No hubo manera de convencerla para que abortara, así que mi hermana, que por algún extraño motivo estaba empeñada en no mancillar la figura de papá, organizó un complicado plan para convencer a todo el mundo de que nuestra madrastra se había inseminado con semen de nuestro honorable padre guardado en una clínica de fertilización just in case. Como yo me parecía razonablemente a papá, nadie comentaría mucho más de lo que ya se rumoreaba. Y pagando lo suficiente a médicos y paparazzi, la historia colaría.

Yo me encontraba aterrorizado ante la perspectiva de ser padre; sin embargo, la de ser hermano mayor se me antojaba mucho más atractiva, así que abracé con entusiasmo el plan. Habría que reunirse con los abogados y ver cómo se repartían los bienes ahora que había otro heredero legítimo, y eso implicaba que mi hermana y yo perderíamos parte de la herencia en favor de mi pequeño bastardo, pero ella seguía insistiendo en que el honor familiar era más importante que el dinero, y a mi, la verdad, me daba igual pues, aún mermada, mi herencia era indecentemente abultada.

Así pues, la prensa narró la desgarradora historia de una joven viuda que por amor a su difunto esposo había decidido darle un hijo póstumo, y los dos hermanos, hijos del finado, que la apoyaban en su aventura aunque eso supusiera renunciar a parte de su importante fortuna familiar. Sobornando a las publicaciones y cadenas de TV adecuadas, el gran público se lo tragó, mentira a mentira. Nos convertimos en una especie de santos modernos y hasta se nos perdonó que fueramos asquerosamente ricos por unos meses.

Tras un embarazo particularmente aburrido y quejicoso nuestra querida madrastra se puso por fin de parto. La llevé a una carísima clínica donde pagando lo suficiente se certifica lo que haga falta, y mi hermana se reunió conmigo en la sala de espera, tras atravesar la nube de periodistas que aguardaba en el exterior. Me dio un beso mientras decía con su dulzura habitual que si volvía a dejar preñada a nuestra madrastra me cortaría la polla ella misma con una cizalla oxidada. Su marido, que de castraciones debe entender un rato, soltó una risita. Es curioso, no le había visto entrar.

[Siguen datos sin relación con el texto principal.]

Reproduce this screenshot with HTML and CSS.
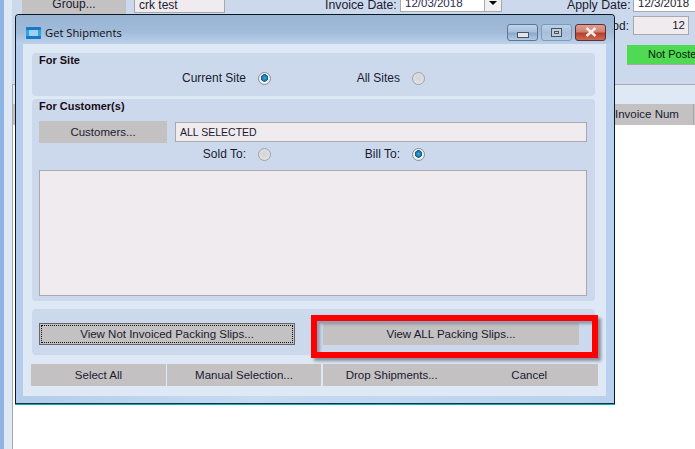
FILE: index.html
```html
<!DOCTYPE html>
<html lang="en">
<head>
    <meta charset="UTF-8">
    <title>Get Shipments</title>
    <link rel="stylesheet" href="styles.css">
</head>
<body>
    <div class="app">
        <div class="strip"></div>

        <!-- Invoice form behind the dialog -->
        <div class="main">
            <div class="form-area">
                <div class="form-row-top">
                    <div class="btn group-btn">Group...</div>
                    <div class="field name-field">crk test</div>
                    <div class="form-label invoice-label">Invoice Date:</div>
                    <div class="field date-field">
                        <span class="date-text">12/03/2018</span>
                        <span class="date-arrow"></span>
                    </div>
                    <div class="form-label apply-label">Apply Date:</div>
                    <div class="field apply-field">12/3/2018</div>
                </div>
                <div class="form-row-period">
                    <div class="form-label">Period:</div>
                    <div class="field period-field">12</div>
                </div>
                <div class="status">Not Posted</div>
            </div>
            <div class="band"></div>
            <div class="grid-head">
                <div class="grid-col">Invoice Num</div>
            </div>
        </div>

        <!-- Dialog -->
        <div class="dialog">
            <div class="titlebar">
                <svg class="title-icon" width="15" height="12" viewBox="0 0 15 12">
                    <rect x="0" y="0" width="15" height="12" rx="2" fill="#2fa3de"/>
                    <rect x="0" y="0" width="15" height="3" rx="1" fill="#1878c8"/>
                    <rect x="0" y="9" width="15" height="3" rx="1" fill="#1878c8"/>
                    <rect x="3" y="3" width="9" height="6" fill="#9fd0ef"/>
                </svg>
                <span class="title-text">Get Shipments</span>
                <div class="win-buttons">
                    <div class="win-btn"><span class="min-glyph"></span></div>
                    <div class="win-btn win-btn-max"><span class="max-glyph"></span></div>
                    <div class="win-btn win-btn-close">
                        <svg width="12" height="10" viewBox="0 0 12 10">
                            <path d="M1.5 1 L10.5 9 M10.5 1 L1.5 9" stroke="#f3eeee" stroke-width="2.6" fill="none"/>
                        </svg>
                    </div>
                </div>
            </div>

            <div class="client">
                <div class="panel panel-site">
                    <div class="panel-title">For Site</div>
                    <div class="radio-row site-row">
                        <div class="radio-opt">Current Site <span class="radio checked"></span></div>
                        <div class="radio-opt">All Sites <span class="radio"></span></div>
                    </div>
                </div>

                <div class="panel panel-customer">
                    <div class="panel-title">For Customer(s)</div>
                    <div class="customer-row">
                        <div class="btn customers-btn">Customers...</div>
                        <div class="field customers-field">ALL SELECTED</div>
                    </div>
                    <div class="radio-row sold-row">
                        <div class="radio-opt">Sold To: <span class="radio"></span></div>
                        <div class="radio-opt">Bill To: <span class="radio checked"></span></div>
                    </div>
                    <div class="field customer-list"></div>
                </div>

                <div class="panel panel-view">
                    <div class="btn view-btn view-btn-focus"><span class="focus-ring">View Not Invoiced Packing Slips...</span></div>
                    <div class="btn view-btn">View ALL Packing Slips...</div>
                </div>

                <div class="action-row">
                    <div class="btn action-select">Select All</div>
                    <div class="btn action-manual">Manual Selection...</div>
                    <div class="action-pair">
                        <div class="btn">Drop Shipments...</div>
                        <div class="btn">Cancel</div>
                    </div>
                </div>
            </div>
        </div>

        <!-- Red annotation box -->
        <div class="highlight"></div>
    </div>
</body>
</html>
```

FILE: styles.css
```css
* {
    box-sizing: border-box;
    margin: 0;
    padding: 0;
}

body {
    width: 695px;
    height: 449px;
    overflow: hidden;
    background: #ffffff;
    font-family: "Liberation Sans", Arial, sans-serif;
    font-size: 11.5px;
    color: #1b1b30;
}

.app {
    position: relative;
    display: flex;
    width: 695px;
    height: 449px;
    overflow: hidden;
}

.strip {
    width: 12px;
    flex: none;
    background: #dfe9f5;
    border-left: 4px solid #8fb4e4;
}

.main {
    flex: 1;
    min-width: 0;
}

/* Background form */
.form-area {
    height: 84px;
    background: #ccd9ec;
    font-size: 12px;
}

.form-row-top {
    display: flex;
    align-items: flex-end;
    height: 14px;
    overflow: hidden;
    padding-left: 10px;
}

.form-row-top > * {
    flex: none;
}

.form-label {
    white-space: nowrap;
}

.btn {
    display: flex;
    align-items: center;
    justify-content: center;
    background: #c3c1c2;
    white-space: nowrap;
}

.field {
    background: #f0ebef;
    border: 1px solid #a9a9ab;
    white-space: nowrap;
}

.group-btn {
    width: 104px;
    height: 20px;
    font-size: 12px;
}

.name-field {
    width: 91px;
    height: 24px;
    margin-left: 8px;
    margin-bottom: 1px;
    padding: 8px 4px 0;
}

.invoice-label {
    margin-left: 100px;
    width: 75px;
    margin-bottom: 2px;
    font-size: 12.3px;
}

.date-field {
    display: flex;
    justify-content: space-between;
    width: 102px;
    height: 24px;
    margin-bottom: 2px;
    padding: 8px 0 0 4px;
    background: #ffffff;
    font-size: 11.5px;
}

.date-text {
    color: #2a2a50;
}

.date-arrow {
    position: relative;
    width: 17px;
    margin-top: -8px;
    background: #f0f0f0;
    border-left: 1px solid #a9a9ab;
}

.date-arrow::after {
    content: '';
    position: absolute;
    left: 4px;
    top: 12px;
    border-left: 4px solid transparent;
    border-right: 4px solid transparent;
    border-top: 4px solid #000000;
}

.apply-label {
    margin-left: 65px;
    width: 66px;
    margin-bottom: 2px;
    font-size: 12.3px;
}

.apply-field {
    width: 70px;
    height: 24px;
    margin-bottom: 2px;
    padding: 8px 4px 0;
    background: #ffffff;
    font-size: 11.5px;
}

.form-row-period {
    display: flex;
    justify-content: flex-end;
    align-items: center;
    gap: 4px;
    margin-top: 2px;
    padding-right: 6px;
}

.period-field {
    width: 56px;
    height: 19px;
    padding: 2px 3px;
    text-align: right;
    font-size: 11.5px;
}

.status {
    width: 75px;
    height: 20px;
    margin: 10px -7px 0 auto;
    padding: 3px 0 0 21px;
    background: #50da53;
    border-bottom: 1px solid #a9a9ab;
    white-space: nowrap;
    overflow: hidden;
    color: #08200a;
    font-size: 11px;
}

.band {
    height: 20px;
    background: #dfe9f5;
    border-top: 1px solid #a9a9ab;
    border-left: 1px solid #a9a9ab;
}

.grid-head {
    display: flex;
    justify-content: flex-end;
    height: 21px;
    background: #c3c1c2;
    border-left: 1px solid #a9a9ab;
}

.grid-col {
    width: 81px;
    padding: 4px 0 0 2px;
    font-size: 11.5px;
    border-right: 1px solid #a9a9ab;
    margin-right: 1px;
    white-space: nowrap;
}

.main::after {
    content: '';
    display: block;
    height: 324px;
    border-left: 1px solid #a9a9ab;
}

/* Dialog window */
.dialog {
    position: absolute;
    left: 15px;
    top: 14px;
    width: 600px;
    height: 390px;
    display: flex;
    flex-direction: column;
    background: linear-gradient(to right, #b4cdec, #c6daf1 40%, #b9d1ee);
    border: 1px solid #0b1a22;
    border-bottom-color: #063a44;
    border-radius: 4px 4px 0 0;
    box-shadow: 0 1px 0 #1aa5b8;
}

.titlebar {
    display: flex;
    align-items: center;
    height: 29px;
    flex: none;
    padding-left: 10px;
    background: linear-gradient(to bottom, #9ab5d4, #a0bad8 55%, #bad0ea);
    border-radius: 3px 3px 0 0;
}

.title-icon {
    margin-top: 6px;
}

.title-text {
    margin-left: 4px;
    margin-top: 5px;
    font-family: "Open Sans", sans-serif;
    font-size: 11.2px;
    color: #0e0e14;
}

.win-buttons {
    display: flex;
    gap: 3px;
    margin-left: auto;
    margin-top: 5px;
    padding-right: 8px;
}

.win-btn {
    display: flex;
    align-items: center;
    justify-content: center;
    width: 31px;
    height: 17px;
    background: linear-gradient(to bottom, #c1d3e9 0%, #a9c0dc 45%, #8ba9cb 55%, #b4cae3 100%);
    border: 1px solid #5e7490;
    border-radius: 3px;
}

.win-btn-max {
    border-color: #7f99b8;
    background: linear-gradient(to bottom, #bdd0e7, #a8bfdc 50%, #b2c8e2);
}

.win-btn-close {
    background: linear-gradient(to bottom, #dfa090 0%, #d08070 45%, #b5402c 55%, #cd6a55 100%);
    border-color: #5e2f34;
}

.min-glyph {
    width: 12px;
    height: 6px;
    margin-top: 5px;
    background: #e2e4e8;
    border: 1px solid #44556a;
}

.max-glyph {
    width: 11px;
    height: 9px;
    background: #c9d2dc;
    border: 1px solid #44556a;
    box-shadow: inset 0 0 0 2px #c4ccd6, inset 0 0 0 3px #44556a;
}

.client {
    flex: 1;
    margin: 0 8px 7px 7px;
    padding: 9px 8px 10px;
    background: #dfe9f5;
}

.panel {
    margin: 0 3px 0 1px;
    background: #ccd9ec;
    border-radius: 4px;
}

.panel-title {
    padding-left: 7px;
    line-height: 14px;
    font-size: 11px;
    font-weight: bold;
    color: #180c14;
}

.panel-site {
    height: 43px;
}

.panel-customer {
    height: 202px;
    margin-top: 3px;
}

.radio-row {
    display: grid;
    grid-template-columns: 239px 154px;
    font-size: 12px;
    line-height: 14px;
}

.site-row {
    margin-top: 4px;
}

.sold-row {
    margin-top: 4px;
}

.radio-opt {
    display: flex;
    justify-content: flex-end;
    align-items: center;
    gap: 12px;
}

.radio {
    width: 13px;
    height: 13px;
    flex: none;
    border-radius: 50%;
    border: 1px solid #a0a2a5;
    background: radial-gradient(circle at 50% 45%, #d2d3d6 0, #dfe0e3 65%, #fafafa 100%);
}

.radio.checked {
    border-color: #8d8f92;
    background: radial-gradient(circle at 50% 45%, #3fb0e4 0, #0a5f92 3.5px, #f0f0f0 4px, #e4e4e6 100%);
}

.customer-row {
    display: flex;
    align-items: center;
    gap: 8px;
    height: 22px;
    margin: 8px 8px 0 7px;
}

.customers-btn {
    width: 128px;
    height: 22px;
}

.customers-field {
    flex: 1;
    height: 20px;
    padding: 3px 4px;
    font-size: 10.5px;
}

.customer-list {
    height: 126px;
    margin: 9px 8px 0 7px;
}

.panel-view {
    display: flex;
    gap: 28px;
    height: 46px;
    margin-top: 8px;
    padding: 14px 0 0 7px;
}

.view-btn {
    width: 256px;
    height: 22px;
}

.view-btn-focus {
    border: 1px solid #66666a;
    padding: 1px;
}

.focus-ring {
    display: flex;
    align-items: center;
    justify-content: center;
    width: 100%;
    height: 100%;
    border: 1px dotted #111111;
}

.action-row {
    display: flex;
    height: 22px;
    margin-top: 9px;
}

.action-select {
    width: 135px;
}

.action-manual {
    width: 154px;
    margin: 0 2px 0 1px;
}

.action-pair {
    display: flex;
    flex: 1;
}

.action-pair .btn {
    flex: 1;
}

/* Annotation */
.highlight {
    position: absolute;
    left: 311px;
    top: 315px;
    width: 287px;
    height: 43px;
    border: 6px solid #fe0000;
    box-shadow: 3px 3px 3px rgba(70, 80, 100, 0.6), inset 3px 3px 3px rgba(70, 80, 100, 0.45);
}
```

Al cabo de un rato el médico salió a decir que todo había ido perfectamente, y que podíamos entrar a conocer a nuestro "hermanito". Parecía cansado y tenía una expresión extraña en el rostro. Entramos en la habitación sin hacer ruido para no molestar a la recién parida, que descansaba recostada sobre un montón de almohadones con la cabeza vuelta hacia la ventana, o al niño, que dormía en su cunita. Mi hermana se acercó a cogerlo en brazos. Se ve que hasta las arpías de manual como ella tienen instinto maternal, qué cosas. Pero antes de llegar a la cuna abrió mucho los ojos, ahogó un "hijade..." y tras girarse rápidamente, abofeteó a nuestra madrastra con todas sus fuerzas. La zorrita, sin duda agotada del esfuerzo del parto, no intentó ni defenderse. Mi hermana después arrastró a su marido fuera de la habitación, se oyeron chillidos en el pasillo y varias voces que intentaban calmarla, entre ellas la del doctor.

No tenía la menor idea de cómo consolar a mi madrastra, que lloraba como una niña pequeña en la cama. El bebé, tal vez por simpatía, rompió también a llorar, lo cual hizo que me volviera y me asomara sobre la cuna. Mi carcajada resonó por todo el hospital. Se puede comprar todo el honor familiar del mundo con dinero, siempre que se pague a las personas adecuadas: Papá había sido frío, calculador, traficante de droga, político corrupto, un perfecto hijo de puta hacia su familia y un ser humano despreciable desde la punta de su retorcida cabeza a los pies carentes de meñiques merced a un desafortunado malentendido con la 'Ndrangheta. Todo eso no le había impedido ser, como vulgarmente se dice, "un pilar de nuestra sociedad"... Pero, hasta donde yo conseguía recordar, papá nunca había sido negro.